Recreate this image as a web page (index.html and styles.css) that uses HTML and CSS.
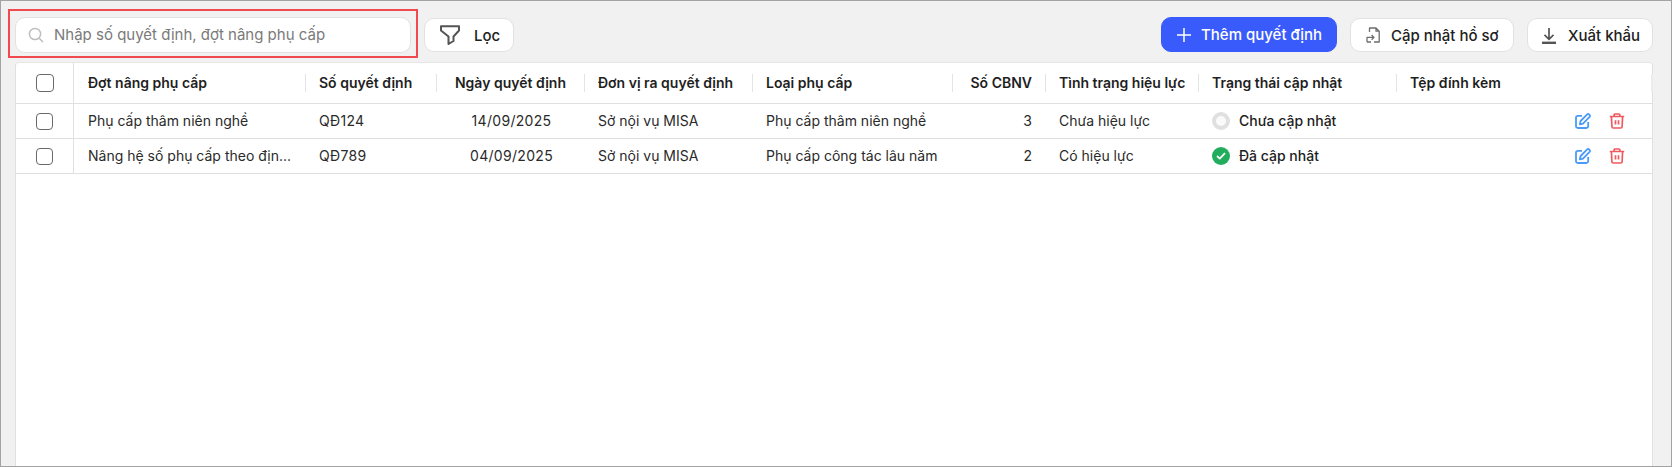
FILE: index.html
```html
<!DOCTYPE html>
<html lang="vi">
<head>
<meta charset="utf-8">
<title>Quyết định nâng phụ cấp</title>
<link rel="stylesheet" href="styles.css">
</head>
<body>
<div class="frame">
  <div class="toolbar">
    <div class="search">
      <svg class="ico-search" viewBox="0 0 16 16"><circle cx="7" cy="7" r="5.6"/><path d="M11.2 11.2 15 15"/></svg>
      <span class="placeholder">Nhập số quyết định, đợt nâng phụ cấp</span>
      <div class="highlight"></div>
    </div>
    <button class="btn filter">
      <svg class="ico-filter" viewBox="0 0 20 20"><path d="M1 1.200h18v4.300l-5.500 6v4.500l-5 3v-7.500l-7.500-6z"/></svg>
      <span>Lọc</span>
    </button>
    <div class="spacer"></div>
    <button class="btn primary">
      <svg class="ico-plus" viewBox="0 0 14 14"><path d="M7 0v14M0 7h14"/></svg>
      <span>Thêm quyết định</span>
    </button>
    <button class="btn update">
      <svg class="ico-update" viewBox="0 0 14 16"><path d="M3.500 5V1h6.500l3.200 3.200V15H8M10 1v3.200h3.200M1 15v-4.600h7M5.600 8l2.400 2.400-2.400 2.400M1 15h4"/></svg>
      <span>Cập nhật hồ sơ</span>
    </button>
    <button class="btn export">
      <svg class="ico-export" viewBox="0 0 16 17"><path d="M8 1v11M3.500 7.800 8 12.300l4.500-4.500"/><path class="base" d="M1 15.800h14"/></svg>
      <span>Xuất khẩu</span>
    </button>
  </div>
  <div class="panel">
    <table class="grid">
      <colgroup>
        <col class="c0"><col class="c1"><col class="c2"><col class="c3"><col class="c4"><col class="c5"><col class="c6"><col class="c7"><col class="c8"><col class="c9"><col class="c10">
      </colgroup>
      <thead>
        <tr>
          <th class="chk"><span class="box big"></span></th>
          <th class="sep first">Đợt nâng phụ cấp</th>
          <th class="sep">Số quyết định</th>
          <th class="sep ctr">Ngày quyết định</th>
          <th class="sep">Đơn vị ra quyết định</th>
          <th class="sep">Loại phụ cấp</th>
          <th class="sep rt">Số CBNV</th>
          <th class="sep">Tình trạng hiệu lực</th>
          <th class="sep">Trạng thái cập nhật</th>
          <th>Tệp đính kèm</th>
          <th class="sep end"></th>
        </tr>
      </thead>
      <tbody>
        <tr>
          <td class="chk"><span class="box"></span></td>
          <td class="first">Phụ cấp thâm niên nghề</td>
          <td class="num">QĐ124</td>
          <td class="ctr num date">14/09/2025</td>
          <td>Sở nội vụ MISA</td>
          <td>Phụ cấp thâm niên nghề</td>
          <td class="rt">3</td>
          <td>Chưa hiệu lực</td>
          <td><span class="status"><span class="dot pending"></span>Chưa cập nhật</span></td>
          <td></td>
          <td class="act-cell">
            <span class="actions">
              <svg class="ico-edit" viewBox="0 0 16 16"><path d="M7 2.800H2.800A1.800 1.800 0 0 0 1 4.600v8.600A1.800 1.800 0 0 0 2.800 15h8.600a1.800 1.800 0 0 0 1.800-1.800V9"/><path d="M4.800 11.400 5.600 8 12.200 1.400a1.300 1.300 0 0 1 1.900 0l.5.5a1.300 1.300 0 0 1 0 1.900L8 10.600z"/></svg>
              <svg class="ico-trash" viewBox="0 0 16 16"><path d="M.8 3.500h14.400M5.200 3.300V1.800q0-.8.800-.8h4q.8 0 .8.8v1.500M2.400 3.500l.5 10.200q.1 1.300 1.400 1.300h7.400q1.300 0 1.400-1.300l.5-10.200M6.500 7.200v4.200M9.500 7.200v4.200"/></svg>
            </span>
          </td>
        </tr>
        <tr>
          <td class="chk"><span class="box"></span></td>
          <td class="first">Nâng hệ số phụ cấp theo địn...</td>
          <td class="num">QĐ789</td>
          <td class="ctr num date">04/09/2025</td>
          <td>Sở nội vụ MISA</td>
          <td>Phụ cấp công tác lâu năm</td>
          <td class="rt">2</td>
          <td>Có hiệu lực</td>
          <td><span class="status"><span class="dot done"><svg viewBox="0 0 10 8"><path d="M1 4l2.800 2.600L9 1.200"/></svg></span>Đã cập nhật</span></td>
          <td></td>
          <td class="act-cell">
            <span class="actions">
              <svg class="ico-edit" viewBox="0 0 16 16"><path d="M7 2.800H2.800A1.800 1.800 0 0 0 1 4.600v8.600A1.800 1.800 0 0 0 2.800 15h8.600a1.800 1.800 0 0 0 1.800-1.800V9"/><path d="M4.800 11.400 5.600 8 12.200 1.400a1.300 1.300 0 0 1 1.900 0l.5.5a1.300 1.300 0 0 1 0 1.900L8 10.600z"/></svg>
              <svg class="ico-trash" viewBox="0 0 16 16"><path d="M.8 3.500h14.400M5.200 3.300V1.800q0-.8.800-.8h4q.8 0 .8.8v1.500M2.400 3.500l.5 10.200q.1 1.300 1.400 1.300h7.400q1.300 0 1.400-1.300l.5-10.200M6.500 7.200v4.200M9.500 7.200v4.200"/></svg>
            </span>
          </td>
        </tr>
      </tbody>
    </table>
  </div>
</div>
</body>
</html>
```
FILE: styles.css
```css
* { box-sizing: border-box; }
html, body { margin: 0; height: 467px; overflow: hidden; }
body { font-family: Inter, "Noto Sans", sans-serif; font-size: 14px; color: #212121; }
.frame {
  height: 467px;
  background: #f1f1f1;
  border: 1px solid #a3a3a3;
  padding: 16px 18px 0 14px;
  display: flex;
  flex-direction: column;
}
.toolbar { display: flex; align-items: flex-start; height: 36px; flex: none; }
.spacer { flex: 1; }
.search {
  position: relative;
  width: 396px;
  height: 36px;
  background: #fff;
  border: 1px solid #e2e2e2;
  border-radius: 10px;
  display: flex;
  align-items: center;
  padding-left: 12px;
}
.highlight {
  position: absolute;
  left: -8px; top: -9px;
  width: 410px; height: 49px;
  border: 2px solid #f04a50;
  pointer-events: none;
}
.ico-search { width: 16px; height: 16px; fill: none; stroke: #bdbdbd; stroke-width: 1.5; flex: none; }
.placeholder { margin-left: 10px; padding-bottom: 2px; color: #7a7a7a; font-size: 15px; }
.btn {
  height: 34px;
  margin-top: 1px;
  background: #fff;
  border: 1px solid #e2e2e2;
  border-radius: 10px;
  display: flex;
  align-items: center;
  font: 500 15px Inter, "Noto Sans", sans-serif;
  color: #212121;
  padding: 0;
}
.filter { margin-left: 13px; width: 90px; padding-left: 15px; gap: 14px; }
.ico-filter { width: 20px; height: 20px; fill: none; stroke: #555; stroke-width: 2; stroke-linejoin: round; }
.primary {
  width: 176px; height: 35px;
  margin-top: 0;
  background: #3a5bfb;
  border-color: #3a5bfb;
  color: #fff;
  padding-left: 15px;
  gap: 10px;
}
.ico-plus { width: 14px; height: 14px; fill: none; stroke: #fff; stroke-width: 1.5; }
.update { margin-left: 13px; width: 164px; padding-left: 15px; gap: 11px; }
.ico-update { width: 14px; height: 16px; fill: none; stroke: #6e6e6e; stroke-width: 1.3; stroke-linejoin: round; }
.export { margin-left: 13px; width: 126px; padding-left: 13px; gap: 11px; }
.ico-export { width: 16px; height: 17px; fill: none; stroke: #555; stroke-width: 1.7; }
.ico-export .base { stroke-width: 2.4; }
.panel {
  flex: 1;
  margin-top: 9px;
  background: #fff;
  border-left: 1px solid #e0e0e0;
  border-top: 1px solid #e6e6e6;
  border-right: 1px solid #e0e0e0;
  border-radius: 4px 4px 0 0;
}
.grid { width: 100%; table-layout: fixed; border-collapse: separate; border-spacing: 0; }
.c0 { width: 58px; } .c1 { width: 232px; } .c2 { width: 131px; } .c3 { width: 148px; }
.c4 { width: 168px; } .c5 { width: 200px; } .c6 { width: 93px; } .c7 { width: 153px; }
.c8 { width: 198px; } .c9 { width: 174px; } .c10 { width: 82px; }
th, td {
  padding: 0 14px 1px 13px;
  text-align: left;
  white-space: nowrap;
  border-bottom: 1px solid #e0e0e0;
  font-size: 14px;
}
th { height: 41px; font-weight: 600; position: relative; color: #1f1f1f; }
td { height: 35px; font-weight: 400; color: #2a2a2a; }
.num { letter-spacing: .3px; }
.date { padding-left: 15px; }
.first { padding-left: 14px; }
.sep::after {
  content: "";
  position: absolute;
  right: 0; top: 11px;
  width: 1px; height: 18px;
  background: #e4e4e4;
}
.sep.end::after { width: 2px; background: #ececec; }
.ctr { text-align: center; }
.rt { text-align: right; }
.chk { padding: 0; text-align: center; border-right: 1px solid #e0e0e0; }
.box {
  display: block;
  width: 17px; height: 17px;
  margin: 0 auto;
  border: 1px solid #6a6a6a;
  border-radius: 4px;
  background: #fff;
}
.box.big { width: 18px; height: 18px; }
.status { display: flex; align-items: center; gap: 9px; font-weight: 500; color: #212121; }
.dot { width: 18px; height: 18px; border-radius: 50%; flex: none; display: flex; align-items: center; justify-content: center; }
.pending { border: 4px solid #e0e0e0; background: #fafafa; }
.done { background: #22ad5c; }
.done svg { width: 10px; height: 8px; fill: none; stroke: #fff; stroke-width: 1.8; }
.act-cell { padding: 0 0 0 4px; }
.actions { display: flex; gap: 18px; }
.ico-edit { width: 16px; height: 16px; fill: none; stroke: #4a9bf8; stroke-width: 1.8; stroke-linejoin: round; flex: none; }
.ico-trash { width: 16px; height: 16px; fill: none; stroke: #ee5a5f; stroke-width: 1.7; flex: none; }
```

---

* What needs to be done *
Give the number of lines above in which the word "index" occurs, with nothing else.

* Output for this task *
2